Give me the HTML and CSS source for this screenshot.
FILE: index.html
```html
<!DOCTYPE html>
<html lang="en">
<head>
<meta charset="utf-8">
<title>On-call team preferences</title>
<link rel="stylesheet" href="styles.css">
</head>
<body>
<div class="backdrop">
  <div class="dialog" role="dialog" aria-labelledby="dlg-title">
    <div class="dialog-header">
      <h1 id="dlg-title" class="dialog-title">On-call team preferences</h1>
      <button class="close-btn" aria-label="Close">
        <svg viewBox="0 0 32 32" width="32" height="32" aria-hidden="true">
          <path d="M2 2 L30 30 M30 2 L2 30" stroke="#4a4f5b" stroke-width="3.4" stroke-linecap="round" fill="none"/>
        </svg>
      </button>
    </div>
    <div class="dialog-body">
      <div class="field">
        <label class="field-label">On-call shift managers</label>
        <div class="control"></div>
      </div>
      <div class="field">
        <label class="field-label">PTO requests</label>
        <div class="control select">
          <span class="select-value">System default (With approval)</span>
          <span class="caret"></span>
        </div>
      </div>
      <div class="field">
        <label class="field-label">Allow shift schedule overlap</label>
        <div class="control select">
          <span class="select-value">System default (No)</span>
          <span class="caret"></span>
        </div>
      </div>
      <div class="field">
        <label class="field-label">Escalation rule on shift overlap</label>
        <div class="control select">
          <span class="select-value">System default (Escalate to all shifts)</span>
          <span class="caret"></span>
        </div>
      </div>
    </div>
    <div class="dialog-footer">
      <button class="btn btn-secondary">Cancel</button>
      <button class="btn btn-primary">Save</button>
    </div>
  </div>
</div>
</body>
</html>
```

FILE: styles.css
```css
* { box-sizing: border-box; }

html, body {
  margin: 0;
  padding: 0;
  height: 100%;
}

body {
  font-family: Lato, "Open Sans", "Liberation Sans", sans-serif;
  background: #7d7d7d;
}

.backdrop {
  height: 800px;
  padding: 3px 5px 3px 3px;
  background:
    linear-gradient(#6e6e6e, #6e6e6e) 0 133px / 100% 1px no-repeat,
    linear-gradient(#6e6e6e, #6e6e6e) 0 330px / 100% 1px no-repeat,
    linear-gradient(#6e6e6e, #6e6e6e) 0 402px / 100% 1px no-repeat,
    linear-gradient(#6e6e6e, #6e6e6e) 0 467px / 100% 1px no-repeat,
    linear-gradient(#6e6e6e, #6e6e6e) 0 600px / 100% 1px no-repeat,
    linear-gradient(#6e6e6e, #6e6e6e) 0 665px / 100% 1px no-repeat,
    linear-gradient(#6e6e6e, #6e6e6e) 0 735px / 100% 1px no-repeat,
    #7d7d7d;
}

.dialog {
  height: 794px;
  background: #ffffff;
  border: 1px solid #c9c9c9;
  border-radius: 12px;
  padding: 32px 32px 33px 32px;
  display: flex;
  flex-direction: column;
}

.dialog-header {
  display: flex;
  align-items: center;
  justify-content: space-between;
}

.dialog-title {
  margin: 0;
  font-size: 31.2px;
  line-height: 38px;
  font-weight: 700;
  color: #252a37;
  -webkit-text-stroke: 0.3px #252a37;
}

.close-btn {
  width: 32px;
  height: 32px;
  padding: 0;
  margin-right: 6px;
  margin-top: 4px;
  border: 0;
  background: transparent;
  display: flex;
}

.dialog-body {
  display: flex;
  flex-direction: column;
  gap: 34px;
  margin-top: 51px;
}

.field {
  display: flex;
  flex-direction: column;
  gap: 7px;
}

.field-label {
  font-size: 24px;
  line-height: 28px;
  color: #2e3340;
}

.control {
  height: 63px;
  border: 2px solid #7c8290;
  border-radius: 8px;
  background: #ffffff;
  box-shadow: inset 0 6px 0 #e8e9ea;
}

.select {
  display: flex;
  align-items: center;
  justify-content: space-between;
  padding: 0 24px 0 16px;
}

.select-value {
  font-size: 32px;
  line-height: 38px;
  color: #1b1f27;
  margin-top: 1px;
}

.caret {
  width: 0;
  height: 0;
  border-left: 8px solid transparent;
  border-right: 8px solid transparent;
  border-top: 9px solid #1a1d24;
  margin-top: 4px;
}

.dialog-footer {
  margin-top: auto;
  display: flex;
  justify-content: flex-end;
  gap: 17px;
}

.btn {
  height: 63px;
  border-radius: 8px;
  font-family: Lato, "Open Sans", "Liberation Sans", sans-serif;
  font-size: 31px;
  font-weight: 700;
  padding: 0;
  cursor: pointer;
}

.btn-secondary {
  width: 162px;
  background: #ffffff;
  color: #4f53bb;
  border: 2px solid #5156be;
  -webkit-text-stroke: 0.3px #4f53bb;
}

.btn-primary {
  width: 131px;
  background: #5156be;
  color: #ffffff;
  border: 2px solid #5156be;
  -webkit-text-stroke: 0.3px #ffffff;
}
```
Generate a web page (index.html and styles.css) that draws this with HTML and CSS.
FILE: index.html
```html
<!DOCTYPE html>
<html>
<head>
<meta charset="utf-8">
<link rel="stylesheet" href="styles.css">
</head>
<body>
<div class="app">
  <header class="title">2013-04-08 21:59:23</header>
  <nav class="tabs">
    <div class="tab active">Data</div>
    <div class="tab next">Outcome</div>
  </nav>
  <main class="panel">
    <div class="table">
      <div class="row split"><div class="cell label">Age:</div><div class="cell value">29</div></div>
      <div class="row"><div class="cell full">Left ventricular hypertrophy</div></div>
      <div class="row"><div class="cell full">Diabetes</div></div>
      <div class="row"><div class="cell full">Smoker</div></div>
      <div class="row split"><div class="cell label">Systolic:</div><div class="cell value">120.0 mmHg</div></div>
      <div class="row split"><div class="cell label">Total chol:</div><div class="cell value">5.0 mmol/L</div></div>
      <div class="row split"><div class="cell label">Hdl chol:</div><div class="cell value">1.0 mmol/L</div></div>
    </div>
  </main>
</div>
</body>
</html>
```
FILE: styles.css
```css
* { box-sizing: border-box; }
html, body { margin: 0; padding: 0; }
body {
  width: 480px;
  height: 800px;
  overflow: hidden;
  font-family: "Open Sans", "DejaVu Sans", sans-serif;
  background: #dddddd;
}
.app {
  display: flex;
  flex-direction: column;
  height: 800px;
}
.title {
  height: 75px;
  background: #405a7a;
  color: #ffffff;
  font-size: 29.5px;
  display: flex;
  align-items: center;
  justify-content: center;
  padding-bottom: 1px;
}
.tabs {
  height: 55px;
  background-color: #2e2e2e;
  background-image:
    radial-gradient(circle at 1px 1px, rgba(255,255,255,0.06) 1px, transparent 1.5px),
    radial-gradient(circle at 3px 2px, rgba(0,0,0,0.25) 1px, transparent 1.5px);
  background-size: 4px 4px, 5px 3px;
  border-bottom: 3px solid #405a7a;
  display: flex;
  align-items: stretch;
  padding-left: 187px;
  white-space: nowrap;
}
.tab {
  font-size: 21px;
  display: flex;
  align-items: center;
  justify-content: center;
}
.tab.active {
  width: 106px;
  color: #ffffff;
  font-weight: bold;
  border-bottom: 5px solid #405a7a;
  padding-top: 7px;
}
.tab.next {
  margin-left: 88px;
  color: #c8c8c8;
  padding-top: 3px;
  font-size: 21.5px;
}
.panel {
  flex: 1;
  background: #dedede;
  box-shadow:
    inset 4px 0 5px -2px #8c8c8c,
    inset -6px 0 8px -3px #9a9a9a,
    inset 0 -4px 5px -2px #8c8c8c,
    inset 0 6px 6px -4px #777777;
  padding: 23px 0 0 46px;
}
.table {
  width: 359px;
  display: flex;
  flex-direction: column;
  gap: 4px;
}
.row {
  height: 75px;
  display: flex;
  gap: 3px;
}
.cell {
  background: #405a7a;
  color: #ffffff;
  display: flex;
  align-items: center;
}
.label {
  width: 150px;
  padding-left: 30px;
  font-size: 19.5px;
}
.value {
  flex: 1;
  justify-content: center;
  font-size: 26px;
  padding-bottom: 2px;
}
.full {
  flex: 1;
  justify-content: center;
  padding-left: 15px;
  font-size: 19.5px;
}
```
------------------------
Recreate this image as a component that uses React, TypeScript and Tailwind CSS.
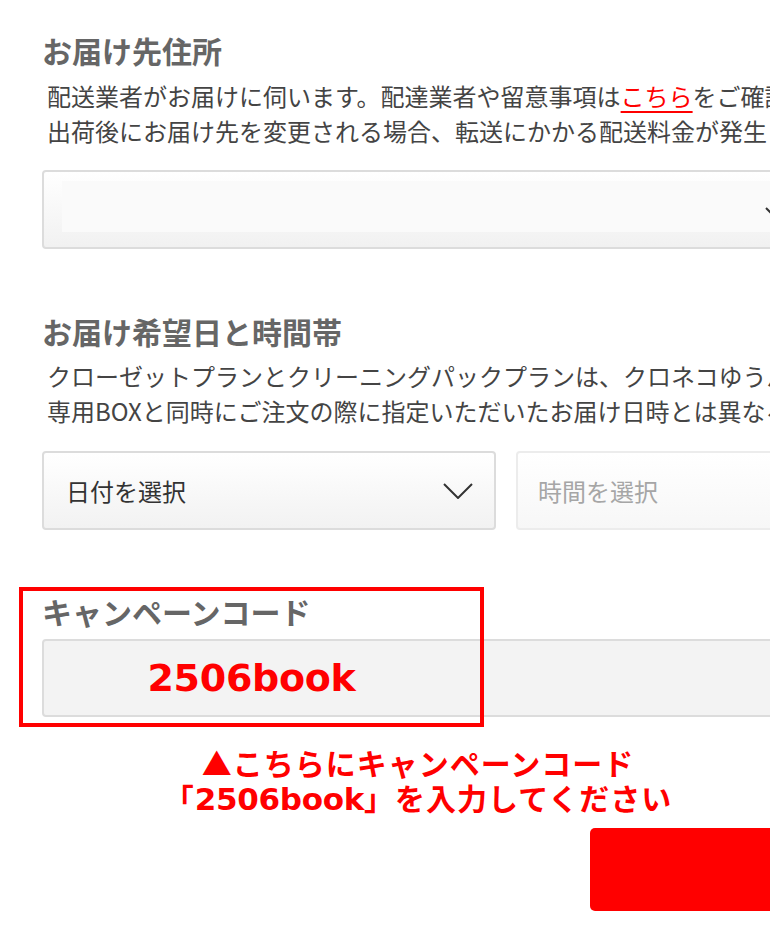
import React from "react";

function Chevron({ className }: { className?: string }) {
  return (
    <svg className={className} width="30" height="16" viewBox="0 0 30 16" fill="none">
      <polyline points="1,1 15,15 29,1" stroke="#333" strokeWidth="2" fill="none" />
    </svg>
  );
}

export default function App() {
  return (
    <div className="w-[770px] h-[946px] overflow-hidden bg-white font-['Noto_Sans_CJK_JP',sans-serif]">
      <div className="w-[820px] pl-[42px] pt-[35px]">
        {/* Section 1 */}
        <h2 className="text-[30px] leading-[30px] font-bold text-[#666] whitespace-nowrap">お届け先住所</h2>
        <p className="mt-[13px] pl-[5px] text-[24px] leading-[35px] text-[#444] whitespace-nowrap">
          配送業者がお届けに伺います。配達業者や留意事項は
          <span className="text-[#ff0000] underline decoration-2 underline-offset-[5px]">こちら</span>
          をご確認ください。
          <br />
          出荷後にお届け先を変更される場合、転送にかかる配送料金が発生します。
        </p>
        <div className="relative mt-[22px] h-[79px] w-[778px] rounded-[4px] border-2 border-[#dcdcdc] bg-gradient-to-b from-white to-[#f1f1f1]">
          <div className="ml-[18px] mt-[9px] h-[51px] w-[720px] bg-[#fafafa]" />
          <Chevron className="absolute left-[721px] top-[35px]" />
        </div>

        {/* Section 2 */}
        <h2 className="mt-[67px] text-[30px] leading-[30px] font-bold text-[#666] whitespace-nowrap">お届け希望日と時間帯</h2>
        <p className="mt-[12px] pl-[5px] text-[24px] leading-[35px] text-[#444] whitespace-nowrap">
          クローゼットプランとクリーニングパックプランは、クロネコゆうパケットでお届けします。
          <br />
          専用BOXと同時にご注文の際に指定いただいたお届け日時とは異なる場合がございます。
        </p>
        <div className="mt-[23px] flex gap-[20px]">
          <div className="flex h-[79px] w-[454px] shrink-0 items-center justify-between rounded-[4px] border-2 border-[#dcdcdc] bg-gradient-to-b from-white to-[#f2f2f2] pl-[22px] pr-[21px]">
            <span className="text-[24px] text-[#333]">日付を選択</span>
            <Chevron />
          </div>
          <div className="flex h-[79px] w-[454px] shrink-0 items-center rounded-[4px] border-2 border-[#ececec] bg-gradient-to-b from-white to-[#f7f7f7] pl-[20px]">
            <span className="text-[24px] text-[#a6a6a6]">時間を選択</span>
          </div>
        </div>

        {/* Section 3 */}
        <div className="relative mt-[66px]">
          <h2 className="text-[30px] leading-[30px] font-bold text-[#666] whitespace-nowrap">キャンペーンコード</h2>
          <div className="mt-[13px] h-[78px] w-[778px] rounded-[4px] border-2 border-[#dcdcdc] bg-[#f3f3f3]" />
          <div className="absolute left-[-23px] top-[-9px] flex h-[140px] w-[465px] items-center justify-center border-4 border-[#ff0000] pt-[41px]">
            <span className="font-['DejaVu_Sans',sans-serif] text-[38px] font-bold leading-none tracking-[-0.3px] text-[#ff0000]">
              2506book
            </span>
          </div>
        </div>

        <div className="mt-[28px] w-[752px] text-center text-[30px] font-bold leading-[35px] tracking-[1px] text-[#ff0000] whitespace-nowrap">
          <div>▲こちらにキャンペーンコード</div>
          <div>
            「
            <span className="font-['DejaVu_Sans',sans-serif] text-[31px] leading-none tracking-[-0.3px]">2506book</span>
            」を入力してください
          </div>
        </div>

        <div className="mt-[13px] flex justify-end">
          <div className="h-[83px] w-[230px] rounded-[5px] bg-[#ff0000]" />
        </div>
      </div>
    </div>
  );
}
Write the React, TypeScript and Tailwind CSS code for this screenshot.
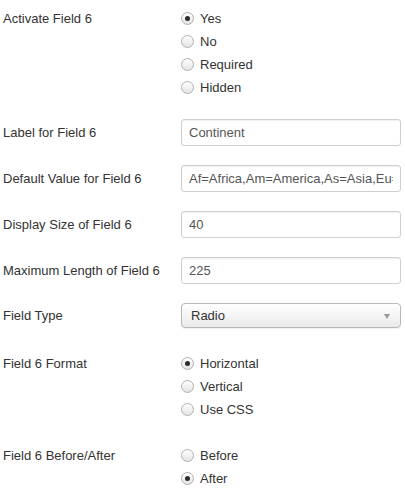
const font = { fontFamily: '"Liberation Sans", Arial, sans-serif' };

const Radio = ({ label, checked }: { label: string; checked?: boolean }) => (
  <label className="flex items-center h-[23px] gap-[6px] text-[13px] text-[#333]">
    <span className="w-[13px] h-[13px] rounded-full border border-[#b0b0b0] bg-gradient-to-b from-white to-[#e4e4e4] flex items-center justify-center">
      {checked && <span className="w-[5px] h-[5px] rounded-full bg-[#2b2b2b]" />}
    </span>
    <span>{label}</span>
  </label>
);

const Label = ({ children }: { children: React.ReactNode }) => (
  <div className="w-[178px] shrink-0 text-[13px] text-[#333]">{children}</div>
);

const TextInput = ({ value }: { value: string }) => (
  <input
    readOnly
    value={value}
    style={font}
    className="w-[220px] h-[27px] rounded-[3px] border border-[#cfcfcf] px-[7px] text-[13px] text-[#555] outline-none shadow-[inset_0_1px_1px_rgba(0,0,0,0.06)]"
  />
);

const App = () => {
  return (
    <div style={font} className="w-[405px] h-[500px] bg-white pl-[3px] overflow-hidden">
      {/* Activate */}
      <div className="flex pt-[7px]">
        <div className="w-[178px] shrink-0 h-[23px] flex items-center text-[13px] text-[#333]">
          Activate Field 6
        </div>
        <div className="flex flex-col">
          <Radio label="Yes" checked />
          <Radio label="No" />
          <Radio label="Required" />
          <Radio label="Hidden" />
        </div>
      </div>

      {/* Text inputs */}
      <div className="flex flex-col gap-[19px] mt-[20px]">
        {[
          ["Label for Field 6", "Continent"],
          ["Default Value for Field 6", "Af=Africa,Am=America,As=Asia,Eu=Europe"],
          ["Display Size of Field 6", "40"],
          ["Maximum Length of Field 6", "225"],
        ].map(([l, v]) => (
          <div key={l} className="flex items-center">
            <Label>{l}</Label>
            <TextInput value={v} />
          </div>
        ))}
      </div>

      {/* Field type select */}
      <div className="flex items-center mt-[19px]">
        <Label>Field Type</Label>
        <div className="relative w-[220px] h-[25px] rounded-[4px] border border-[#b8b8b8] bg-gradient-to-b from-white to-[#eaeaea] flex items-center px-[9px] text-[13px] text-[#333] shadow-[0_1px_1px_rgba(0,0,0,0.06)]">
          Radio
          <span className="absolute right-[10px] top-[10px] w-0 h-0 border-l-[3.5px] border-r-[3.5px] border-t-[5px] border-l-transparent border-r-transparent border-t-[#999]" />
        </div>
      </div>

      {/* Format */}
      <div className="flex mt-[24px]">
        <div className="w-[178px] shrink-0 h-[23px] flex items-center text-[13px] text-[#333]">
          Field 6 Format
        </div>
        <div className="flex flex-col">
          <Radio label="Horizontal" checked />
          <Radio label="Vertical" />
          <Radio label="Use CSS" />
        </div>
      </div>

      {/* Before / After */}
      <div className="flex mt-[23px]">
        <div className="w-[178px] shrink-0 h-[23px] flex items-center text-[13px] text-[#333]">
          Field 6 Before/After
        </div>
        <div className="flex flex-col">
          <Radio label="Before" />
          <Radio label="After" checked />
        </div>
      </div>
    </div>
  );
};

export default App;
------------------------
EXERCISE DESCRIPTION = Scan the material above. Return every line containing the string "image".

ANSWER FOR THE TASK =
  background-image:
Recreate this image as a component that uses React, TypeScript and Tailwind CSS.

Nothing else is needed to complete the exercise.